Dorothea Merten put her hand on her stomach. “Stop, I won’t be able to eat if you go on like that.”
“Don’t worry my little one, all I have today are vegetables.” Although the stores in Berlin were much better stocked by then, Ilse Breitenstein still swore by the recipes of wartime. She said: “That was healthy then. Nothing healthier, no way.” That day she’d prepared pea sausages for her sister. “125 grams of peas, five quarter liters of water, three boiled potatoes, three spoonfuls of white flour, salt, thyme. You cook the peas until they form a thick brew, you pass them through a sieve, mix in all the ingredients, shape them into patties and bake them. That simple. And it’s good! You can start now.”
Dorothea had just taken her first bite when the door bell rang and Margot came in.

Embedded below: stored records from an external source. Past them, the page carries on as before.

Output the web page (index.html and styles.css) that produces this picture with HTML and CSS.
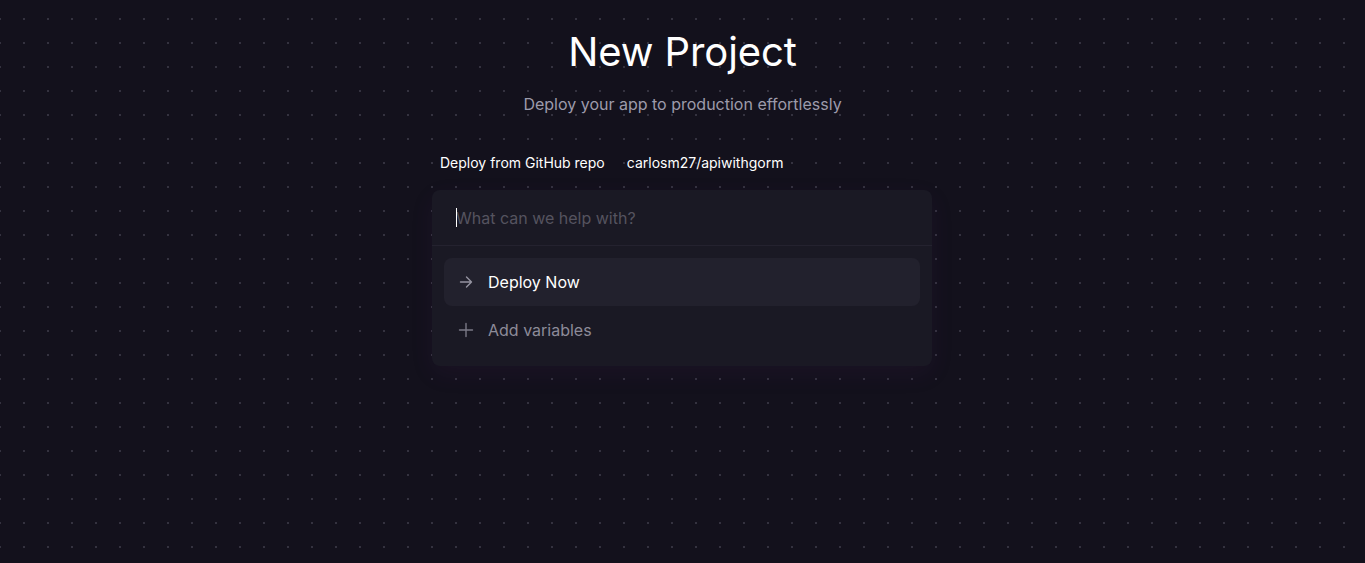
FILE: index.html
```html
<html>
	<head>
		<meta charset="utf-8" />
		<title>New Project</title>
		<link rel="stylesheet" href="styles.css">
	</head>
	<body>
		<div class="page">
			<h1 class="title">New Project</h1>
			<p class="subtitle">Deploy your app to production effortlessly</p>
			<div class="crumbs">
				<span>Deploy from GitHub repo</span>
				<span>carlosm27/apiwithgorm</span>
			</div>
			<div class="card">
				<div class="search">
					<span class="caret"></span>
					<input class="search-input" type="text" placeholder="What can we help with?">
				</div>
				<div class="options">
					<div class="option active">
						<svg width="16" height="16" viewBox="0 0 16 16" fill="none" stroke="currentColor" stroke-width="1.4" stroke-linecap="round" stroke-linejoin="round"><path d="M2.5 8h11M8.5 3l5 5-5 5"/></svg>
						<span>Deploy Now</span>
					</div>
					<div class="option">
						<svg width="16" height="16" viewBox="0 0 16 16" fill="none" stroke="currentColor" stroke-width="1.4" stroke-linecap="round"><path d="M8 1.5v13M1.5 8h13"/></svg>
						<span>Add variables</span>
					</div>
				</div>
			</div>
		</div>
	</body>
</html>
```
FILE: styles.css
```css
html, body { margin: 0; height: 100%; }
body {
	background-color: #13111c;
	background-image: radial-gradient(circle at 1px 1px, #34323f 1px, transparent 1px);
	background-size: 24px 24px;
	background-position: -1px 18px;
	font-family: Inter, "Noto Sans", sans-serif;
	color: #ffffff;
}
.page { display: flex; flex-direction: column; align-items: center; padding-top: 28px; }
.title { margin: 0; font-size: 40px; font-weight: 400; line-height: 48px; letter-spacing: -0.1px; }
.subtitle { margin: 16px 0 0; font-size: 16px; line-height: 24px; color: #9d9bab; }
.crumbs { width: 484px; display: flex; gap: 22px; margin: 37px 1px 0 0; font-size: 14px; line-height: 20px; color: #ffffff; }
.card {
	width: 500px;
	margin: 17px 1px 0 0;
	background-color: #1a1924;
	border-radius: 8px;
	box-shadow: 0 8px 24px rgba(120, 40, 140, 0.08);
}
.search { position: relative; height: 55px; display: flex; align-items: center; padding: 0 24px; border-bottom: 1px solid #24222f; }
.caret { position: absolute; left: 24px; top: 18px; width: 1px; height: 19px; background: #ffffff; }
.search-input {
	flex: 1;
	background: transparent;
	border: none;
	outline: none;
	padding: 0;
	font-family: inherit;
	font-size: 16px;
	color: #ffffff;
	caret-color: transparent;
}
.search-input::placeholder { color: #55535f; }
.options { padding: 12px; display: flex; flex-direction: column; }
.option { height: 48px; display: flex; align-items: center; gap: 14px; padding: 0 14px; border-radius: 8px; font-size: 16px; color: #8d8b99; }
.option svg { color: #7b7987; }
.option.active { background-color: #22212d; color: #ffffff; }
.option.active svg { color: #9593a1; }
```
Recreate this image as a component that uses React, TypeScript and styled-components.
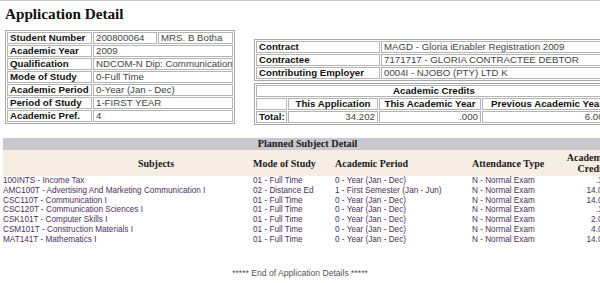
import React from 'react';
import styled, { createGlobalStyle } from 'styled-components';

const GlobalStyle = createGlobalStyle`
  html, body {
    margin: 0;
    padding: 0;
    overflow: hidden;
    background: #ffffff;
  }
`;

const Page = styled.div`
  width: 620px;
  border-top: 1px solid #c8c8c8;
  font-family: 'Liberation Sans', Arial, sans-serif;
`;

const Title = styled.h1`
  margin: 0;
  padding: 4px 0 0 5px;
  height: 25px;
  font-family: 'Liberation Serif', 'Times New Roman', serif;
  font-size: 15.2px;
  font-weight: bold;
  color: #111;
`;

const TopRow = styled.div`
  display: flex;
  align-items: flex-start;
  gap: 19px;
  padding-left: 5px;
`;

const RightColumn = styled.div`
  display: flex;
  flex-direction: column;
  gap: 2px;
  margin-top: 9px;
  width: 360px;
`;

const InfoTable = styled.table<{ $width?: number }>`
  border-collapse: separate;
  border-spacing: 1px;
  border: 1px solid #a8a8a8;
  width: ${(p) => (p.$width ? `${p.$width}px` : '100%')};
  table-layout: fixed;
  font-size: 9.7px;
`;

const Label = styled.td<{ $w?: number }>`
  border: 1px solid #b4b4b4;
  padding: 0 2px;
  height: 10px;
  line-height: 10px;
  font-weight: bold;
  color: #111;
  white-space: nowrap;
  overflow: hidden;
  ${(p) => (p.$w ? `width: ${p.$w}px;` : '')}
`;

const Value = styled.td<{ $align?: string; $w?: number }>`
  border: 1px solid #b4b4b4;
  padding: 0 2px;
  height: 10px;
  line-height: 10px;
  color: #444;
  white-space: nowrap;
  overflow: hidden;
  text-align: ${(p) => p.$align || 'left'};
  ${(p) => (p.$w ? `width: ${p.$w}px;` : '')}
`;

const HeadCell = styled.td`
  border: 1px solid #b4b4b4;
  padding: 0 2px;
  height: 10px;
  line-height: 10px;
  font-weight: bold;
  color: #111;
  text-align: center;
  white-space: nowrap;
  overflow: hidden;
`;

const SubjectTable = styled.table`
  margin: 13px 0 0 3px;
  border-collapse: collapse;
  table-layout: fixed;
  width: 609px;
`;

const Band = styled.th`
  background: #cbc7ce;
  height: 12px;
  padding: 0;
  line-height: 12px;
  font-family: 'Liberation Serif', 'Times New Roman', serif;
  font-size: 10.2px;
  font-weight: bold;
  color: #1a1a1a;
  text-align: center;
`;

const ColHead = styled.th<{ $align?: string; $pad?: number }>`
  background: #f6ede4;
  height: 26px;
  padding: 0 ${(p) => (p.$align === 'right' ? 3 : 0)}px 0 ${(p) => p.$pad || 0}px;
  font-family: 'Liberation Serif', 'Times New Roman', serif;
  font-size: 10px;
  line-height: 11px;
  font-weight: bold;
  color: #1a1a1a;
  text-align: ${(p) => p.$align || 'left'};
  vertical-align: middle;
`;

const Cell = styled.td<{ $align?: string }>`
  padding: 0 ${(p) => (p.$align === 'right' ? 5 : 0)}px 0 0;
  height: 9.8px;
  line-height: 9.8px;
  font-size: 8.2px;
  color: #4e2f5c;
  white-space: nowrap;
  overflow: hidden;
  text-align: ${(p) => p.$align || 'left'};
`;

const Footer = styled.div`
  margin-top: 23px;
  width: 600px;
  text-align: center;
  font-size: 8.6px;
  color: #555;
`;

const subjects = [
  ['100INTS - Income Tax', '01 - Full Time', '0 - Year (Jan - Dec)', 'N - Normal Exam', '.10'],
  ['AMC100T - Advertising And Marketing Communication I', '02 - Distance Ed', '1 - First Semester (Jan - Jun)', 'N - Normal Exam', '14.00'],
  ['CSC110T - Communication I', '01 - Full Time', '0 - Year (Jan - Dec)', 'N - Normal Exam', '14.00'],
  ['CSC120T - Communication Sciences I', '01 - Full Time', '0 - Year (Jan - Dec)', 'N - Normal Exam', '.10'],
  ['CSK101T - Computer Skills I', '01 - Full Time', '0 - Year (Jan - Dec)', 'N - Normal Exam', '2.00'],
  ['CSM101T - Construction Materials I', '01 - Full Time', '0 - Year (Jan - Dec)', 'N - Normal Exam', '4.00'],
  ['MAT141T - Mathematics I', '01 - Full Time', '0 - Year (Jan - Dec)', 'N - Normal Exam', '14.00'],
];

const studentRows = [
  ['Academic Year', '2009'],
  ['Qualification', 'NDCOM-N Dip: Communication'],
  ['Mode of Study', '0-Full Time'],
  ['Academic Period', '0-Year (Jan - Dec)'],
  ['Period of Study', '1-FIRST YEAR'],
  ['Academic Pref.', '4'],
];

const App: React.FC = () => {
  return (
    <Page>
      <GlobalStyle />
      <Title>Application Detail</Title>
      <TopRow>
        <InfoTable $width={230}>
          <tbody>
            <tr>
              <Label $w={79}>Student Number</Label>
              <Value $w={58}>200800064</Value>
              <Value>MRS. B Botha</Value>
            </tr>
            {studentRows.map(([label, value]) => (
              <tr key={label}>
                <Label>{label}</Label>
                <Value colSpan={2}>{value}</Value>
              </tr>
            ))}
          </tbody>
        </InfoTable>
        <RightColumn>
          <InfoTable>
            <tbody>
              <tr>
                <Label $w={118}>Contract</Label>
                <Value>MAGD - Gloria iEnabler Registration 2009</Value>
              </tr>
              <tr>
                <Label>Contractee</Label>
                <Value>7171717 - GLORIA CONTRACTEE DEBTOR</Value>
              </tr>
              <tr>
                <Label>Contributing Employer</Label>
                <Value>0004I - NJOBO (PTY) LTD K</Value>
              </tr>
            </tbody>
          </InfoTable>
          <InfoTable>
            <colgroup>
              <col style={{ width: 31 }} />
              <col style={{ width: 90 }} />
              <col style={{ width: 102 }} />
              <col />
            </colgroup>
            <tbody>
              <tr>
                <HeadCell colSpan={4}>Academic Credits</HeadCell>
              </tr>
              <tr>
                <HeadCell></HeadCell>
                <HeadCell>This Application</HeadCell>
                <HeadCell>This Academic Year</HeadCell>
                <HeadCell>Previous Academic Year</HeadCell>
              </tr>
              <tr>
                <Label>Total:</Label>
                <Value $align="right">34.202</Value>
                <Value $align="right">.000</Value>
                <Value $align="right">6.000</Value>
              </tr>
            </tbody>
          </InfoTable>
        </RightColumn>
      </TopRow>
      <SubjectTable>
        <colgroup>
          <col style={{ width: 250 }} />
          <col style={{ width: 82 }} />
          <col style={{ width: 137 }} />
          <col style={{ width: 85 }} />
          <col style={{ width: 55 }} />
        </colgroup>
        <thead>
          <tr>
            <Band colSpan={5}>Planned Subject Detail</Band>
          </tr>
          <tr>
            <ColHead $align="center" $pad={56}>Subjects</ColHead>
            <ColHead>Mode of Study</ColHead>
            <ColHead>Academic Period</ColHead>
            <ColHead>Attendance Type</ColHead>
            <ColHead $align="right">Academic Credits</ColHead>
          </tr>
        </thead>
        <tbody>
          {subjects.map((row) => (
            <tr key={row[0]}>
              <Cell>{row[0]}</Cell>
              <Cell>{row[1]}</Cell>
              <Cell>{row[2]}</Cell>
              <Cell>{row[3]}</Cell>
              <Cell $align="right">{row[4]}</Cell>
            </tr>
          ))}
        </tbody>
      </SubjectTable>
      <Footer>***** End of Application Details *****</Footer>
    </Page>
  );
};

export default App;
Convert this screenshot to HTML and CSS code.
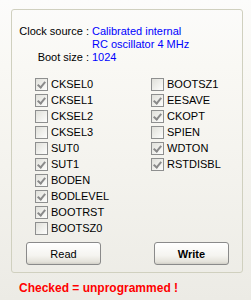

Her favorite cousin lived in ‘Rudow by the city’ as Ilse always said and so her visit was a real surprise. “What wind has blown you over to Weissensee?”
“Love, again.” Margot had met a man at a dance at the lake Casino out in Rangsdorf and he lived around the corner on Gustav-Adolfstrasse. “He looked at me… with his eyes…” She opened her handbag and the cousins were horrified when she pulled out an eye and put it next to Dorothea’s plate. “Don’t scream, it’s only a glass eye. Hans used to work for IG Farben and now he makes a living selling glass eyes – he doesn’t wear one himself.”